Treasury Secretary Jacob Lew on Sunday defended accusations of fear mongering over Congress potentially failing to increase the federal debt limit -- including his assertion that the economic impact would be “catastrophic.” He declined, however, to provide specific examples, saying instead that Congress blowing the Oct. 17 debt-limit deadline would be “reckless.”

“The consequences are immediate and very bad,” Lew said on “Fox News Sunday.” “The direction is bad.
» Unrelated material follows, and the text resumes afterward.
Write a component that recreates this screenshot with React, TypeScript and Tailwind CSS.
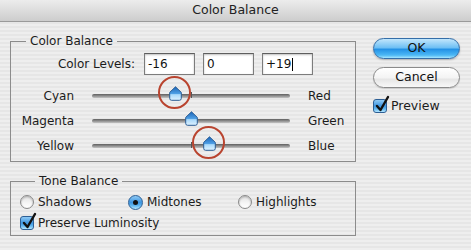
import { useId } from 'react';

const font = { fontFamily: '"DejaVu Sans", "Liberation Sans", sans-serif' };

type SliderRow = { left: string; right: string; value: number; marked?: boolean };

const sliderRows: SliderRow[] = [
  { left: 'Cyan', right: 'Red', value: -16, marked: true },
  { left: 'Magenta', right: 'Green', value: 0 },
  { left: 'Yellow', right: 'Blue', value: 19, marked: true },
];

const TRACK_WIDTH = 198;

function Thumb() {
  const id = useId();
  return (
    <svg width="13" height="15" viewBox="0 0 13 15" aria-hidden="true">
      <defs>
        <linearGradient id={id} x1="0" y1="0" x2="0" y2="1">
          <stop offset="0" stopColor="#1a64b8" />
          <stop offset="0.5" stopColor="#4f9fe4" />
          <stop offset="0.58" stopColor="#a9d9fb" />
          <stop offset="1" stopColor="#def2ff" />
        </linearGradient>
      </defs>
      <path
        d="M6.5 0.8 L12.3 6.4 V12.4 Q12.3 14.3 10.4 14.3 H2.6 Q0.7 14.3 0.7 12.4 V6.4 Z"
        fill={`url(#${id})`}
        stroke="#2a5c93"
        strokeWidth="1"
      />
    </svg>
  );
}

function Slider({ value, marked }: { value: number; marked?: boolean }) {
  // thumb centre along the track, -100..+100
  const x = TRACK_WIDTH / 2 + value * 0.99;
  return (
    <div className="relative flex items-center w-[198px] h-[25px]">
      <div className="w-full h-[4px] rounded-full bg-linear-to-b from-[#5f5f5f] to-[#c4c4c4]" />
      <div className="absolute left-[99px] top-[9px] w-px h-[6px] bg-[#555]" />
      <div className="absolute top-[3px]" style={{ left: x - 6.5 }}>
        <Thumb />
      </div>
      {marked && (
        <div
          className="absolute top-[-7px] w-[33px] h-[33px] rounded-full border-[2.5px] border-[#b9442f] pointer-events-none z-10"
          style={{ left: x - 17.5 }}
        />
      )}
    </div>
  );
}

function Field({ value, caret }: { value: string; caret?: boolean }) {
  return (
    <div className="w-[51px] h-[22px] bg-white border border-[#7c7c7c] border-t-[#5e5e5e] shadow-[inset_0_1px_2px_rgba(0,0,0,0.25)] flex items-center pl-[3px] text-[12px] text-[#111]">
      {value}
      {caret && <span className="ml-px w-px h-[13px] bg-black" />}
    </div>
  );
}

function AquaCheck() {
  return (
    <div className="relative w-[14px] h-[14px] shrink-0 rounded-[3px] border border-[#2d5f95] bg-[linear-gradient(to_bottom,#8fcaf5_0%,#3d95e0_50%,#63b8f0_75%,#b4e6ff_100%)]">
      <svg
        className="absolute left-[1px] top-[-4px] overflow-visible"
        width="14"
        height="16"
        viewBox="0 0 14 16"
        aria-hidden="true"
      >
        <path d="M2 10 L5.5 14 L13 1" fill="none" stroke="#111" strokeWidth="2.4" strokeLinecap="round" strokeLinejoin="round" />
      </svg>
    </div>
  );
}

function Radio({ selected, label, width }: { selected?: boolean; label: string; width: string }) {
  return (
    <div className={`flex items-center gap-[4px] ${width}`}>
      {selected ? (
        <div className="w-[15px] h-[15px] shrink-0 rounded-full border border-[#2d5f95] bg-[linear-gradient(to_bottom,#8fcaf5_0%,#3d95e0_50%,#63b8f0_75%,#b4e6ff_100%)] flex items-center justify-center">
          <div className="w-[5px] h-[5px] rounded-full bg-[#111]" />
        </div>
      ) : (
        <div className="w-[14px] h-[14px] shrink-0 rounded-full border border-[#8a8a8a] bg-[linear-gradient(to_bottom,#e2e2e2_0%,#f6f6f6_60%,#ffffff_100%)] shadow-[inset_0_1px_2px_rgba(0,0,0,0.25)]" />
      )}
      <span>{label}</span>
    </div>
  );
}

export default function App() {
  return (
    <div
      className="w-[471px] h-[250px] flex flex-col overflow-hidden text-[12px] text-[#1c1c1c] bg-[repeating-linear-gradient(to_bottom,#eeeeee_0px,#eeeeee_2px,#e6e6e6_2px,#e6e6e6_4px)]"
      style={font}
    >
      {/* Title bar */}
      <div className="h-[22px] shrink-0 flex items-center justify-center bg-linear-to-b from-[#ececec] to-[#cdcdcd] border-b border-[#9a9a9a] text-[12.5px] text-[#222]">
        Color Balance
      </div>

      <div className="flex pl-[10px] pt-[11px] gap-[17px]">
        {/* Left column */}
        <div className="w-[346px] flex flex-col">
          <fieldset className="border border-[#8c8c8c] pb-[3px]">
            <legend className="ml-[15px] px-[4px] leading-[16px]">Color Balance</legend>
            <div className="flex items-center gap-[9px] pt-[4px]">
              <span className="w-[124px] text-right">Color Levels:</span>
              <div className="flex gap-[8px]">
                <Field value="-16" />
                <Field value="0" />
                <Field value="+19" caret />
              </div>
            </div>
            <div className="flex flex-col mt-[8px]">
              {sliderRows.map((row) => (
                <div key={row.left} className="flex items-center h-[25px]">
                  <span className="w-[63px] text-right">{row.left}</span>
                  <div className="ml-[18px]">
                    <Slider value={row.value} marked={row.marked} />
                  </div>
                  <span className="ml-[18px]">{row.right}</span>
                </div>
              ))}
            </div>
          </fieldset>

          <fieldset className="mt-[11px] border border-[#8c8c8c] pl-[9px] pt-[4px] pb-[3px]">
            <legend className="ml-[15px] px-[4px] leading-[16px]">Tone Balance</legend>
            <div className="flex items-center h-[18px]">
              <Radio label="Shadows" width="w-[108px]" />
              <Radio label="Midtones" width="w-[110px]" selected />
              <Radio label="Highlights" width="w-[100px]" />
            </div>
            <div className="flex items-center gap-[4px] h-[18px] mt-[3px]">
              <AquaCheck />
              <span>Preserve Luminosity</span>
            </div>
          </fieldset>
        </div>

        {/* Right column */}
        <div className="w-[87px] flex flex-col pt-[5px]">
          <button className="h-[21px] rounded-full border border-[#356ea8] bg-[linear-gradient(to_bottom,#c2e6fc_0%,#6fc0f4_45%,#2492e6_55%,#4cb8f5_85%,#a6e6ff_100%)] text-[12.5px] text-[#111] shadow-[0_1px_2px_rgba(0,0,0,0.25)]">
            OK
          </button>
          <button className="mt-[8px] h-[21px] rounded-full border border-[#8a8a8a] bg-[linear-gradient(to_bottom,#ffffff_0%,#f4f4f4_50%,#e6e6e6_60%,#f8f8f8_100%)] text-[12.5px] text-[#111] shadow-[0_1px_1px_rgba(0,0,0,0.15)]">
            Cancel
          </button>
          <div className="mt-[10px] flex items-center gap-[4px] h-[16px]">
            <AquaCheck />
            <span className="text-[12.5px]">Preview</span>
          </div>
        </div>
      </div>
    </div>
  );
}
There is a range of how bad.”

Lew also said the White House is willing to negotiate on fiscal issues, despite President Obama repeatedly saying he won’t have those talks as part of a debt-ceiling deal.

“The president has been and continues to be open to negotiations,” he said.

His remarks came five days after Obama said: “Let me repeat, I will not negotiate over Congress' responsibility to pay bills it has racked up.”

House Speaker John Boehner said on ABC’s “This Week” on Sunday: "I don’t want the United States to default on the debt. But I’m not going to raise the debt limit without a serious conversation."

The Obama administration’s repeated warnings about the dire economic impact of the United States faulting on its debt have so far had little effect on world financial markets.

Still, Lew said on Sunday that by Oct. 17 he will lose the capacity to borrow because he will have exhausted all the extraordinary measures he has been using since May to free up room for more borrowing. He also said the government has never before lost its borrowing ability.

Entitlement reform, the Keystone XL pipeline, ObamaCare and changing the tax code are among the potential fiscal issues Republicans could try to connect to the debt-ceiling talks. The strategy will become clearer when both sides reach a spending deal to end the partial government shutdown that started Tuesday.

The federal government’s borrowing limit is now at $16.7 trillion.

The White House and the Republican-led House face a similar stalemate in 2011 before reaching a last-minute deal.